The underlying questions which have driven this research project encompass the general limits of peer production, its applicability to domains other than software or encyclopaedia production. Security production, which usually comes with more or less secrecy, appears to be the most unlikely case to apply the pure form of peer production with all the openness it entails. Open collaboration contradicts secrecy, but the production of Internet security requires distributed collaboration. This thesis looks into the interplay of secrecy, openness, Internet security, and peer production.

The nature of Internet security is such that it requires governance and operational mechanisms that cross organisational and jurisdictional lines. Attacking machines, resources, and personnel are geographically distributed, exploiting vulnerabilities of resources belonging to different organisations in different countries with different laws.

These characteristics of Internet security problems raise the question about the best ways to organise the production of Internet security. The governance of security has not only a substantial effect on whether security is effectively and sufficiently taken care of. Given their often-clandestine modes of operating, traditional security institutions come with a price tag for democratic principles such as transparency and accountability. The governance of security can therefore have a significant impact on shared societal values.
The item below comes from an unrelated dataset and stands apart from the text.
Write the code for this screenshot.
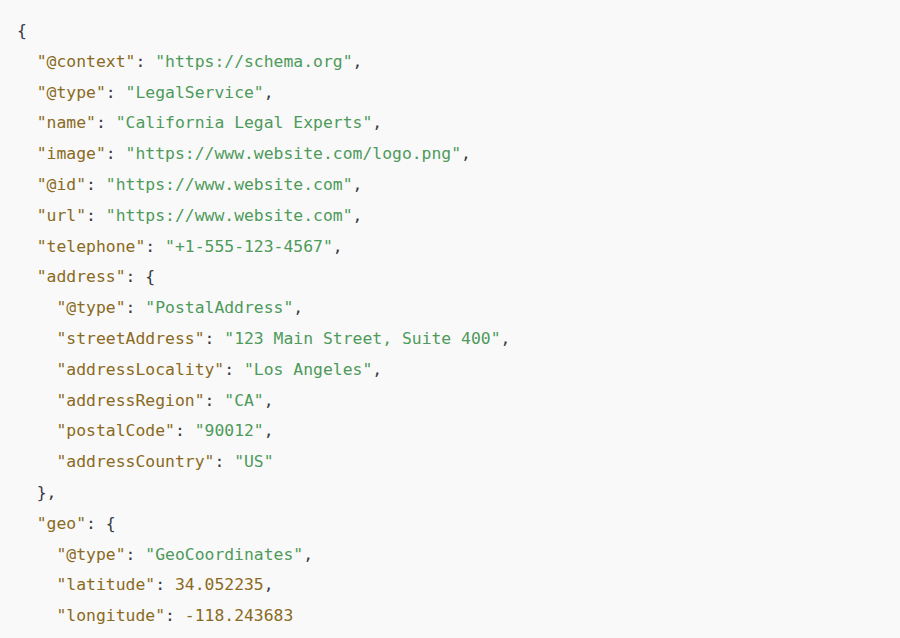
import React from "react";

const K = ({ children }) => <span className="text-[#8a6a22]">{children}</span>;
const S = ({ children }) => <span className="text-[#4e9a5b]">{children}</span>;

// each line: indent level + parts
const lines = [
  [0, ["{"]],
  [1, [["k", '"@context"'], ": ", ["s", '"https://schema.org"'], ","]],
  [1, [["k", '"@type"'], ": ", ["s", '"LegalService"'], ","]],
  [1, [["k", '"name"'], ": ", ["s", '"California Legal Experts"'], ","]],
  [1, [["k", '"image"'], ": ", ["s", '"https://www.website.com/logo.png"'], ","]],
  [1, [["k", '"@id"'], ": ", ["s", '"https://www.website.com"'], ","]],
  [1, [["k", '"url"'], ": ", ["s", '"https://www.website.com"'], ","]],
  [1, [["k", '"telephone"'], ": ", ["s", '"+1-555-123-4567"'], ","]],
  [1, [["k", '"address"'], ": {"]],
  [2, [["k", '"@type"'], ": ", ["s", '"PostalAddress"'], ","]],
  [2, [["k", '"streetAddress"'], ": ", ["s", '"123 Main Street, Suite 400"'], ","]],
  [2, [["k", '"addressLocality"'], ": ", ["s", '"Los Angeles"'], ","]],
  [2, [["k", '"addressRegion"'], ": ", ["s", '"CA"'], ","]],
  [2, [["k", '"postalCode"'], ": ", ["s", '"90012"'], ","]],
  [2, [["k", '"addressCountry"'], ": ", ["s", '"US"']]],
  [1, ["},"]],
  [1, [["k", '"geo"'], ": {"]],
  [2, [["k", '"@type"'], ": ", ["s", '"GeoCoordinates"'], ","]],
  [2, [["k", '"latitude"'], ": ", ["k", "34.052235"], ","]],
  [2, [["k", '"longitude"'], ": ", ["k", "-118.243683"]]],
];

const App = () => {
  return (
    <div className="min-h-screen w-full bg-[#f9f9f9] overflow-hidden">
      <pre className="pl-[17px] pt-[16px] font-['DejaVu_Sans_Mono',monospace] text-[16.4px] leading-[30.8px] text-[#383a42]">
        {lines.map(([indent, parts], i) => (
          <div key={i}>
            {"  ".repeat(indent)}
            {parts.map((p, j) =>
              typeof p === "string" ? (
                <span key={j}>{p}</span>
              ) : p[0] === "k" ? (
                <K key={j}>{p[1]}</K>
              ) : (
                <S key={j}>{p[1]}</S>
              )
            )}
          </div>
        ))}
      </pre>
    </div>
  );
};

export default App;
Modes of security governance can differ in a variety of ways, spanning from the degree of state involvement in policy formulation, policy implementation or security operations, the role of coercion, distribution of authority, internal hierarchies, to the role of private actors in the security architecture, the fora, techniques and depth of sharing information, the kind of threats to Internet security addressed to the kind of objects of Internet security dealt with by the governance form. The political response to Internet-based threats, risks, and vulnerabilities has been a mixture of increasing public awareness, fostering private self-regulation or publicprivate cooperation. Other responses included creating Internet security groups within traditional state-based security organisations, supporting international incident-response exercises, setting up secretive monitoring programmes, and increasing military cyber-units. Consequently, the current organisational landscape of Internet security governance is characterised by a variety of governance forms.

They range from international conventions (Council of Europe), initiatives launched by international organisations (ITU), regional directives (EU), unilateral hegemony (NSA-led monitoring system), to national and regional public-private partnerships — to name only a few. Emerging Internet security institutions have been organised along national lines, but also in terms of their subject matter. Different security problems like viruses, denial-of-service-attacks, botnets, spam, and phishing appear to be dealt with in different, yet occasionally overlapping organisational and institutional settings; one might call these “problem-specific governance islands”. Finally, different sectors in the economy follow individual approaches to deal with Internet security problems.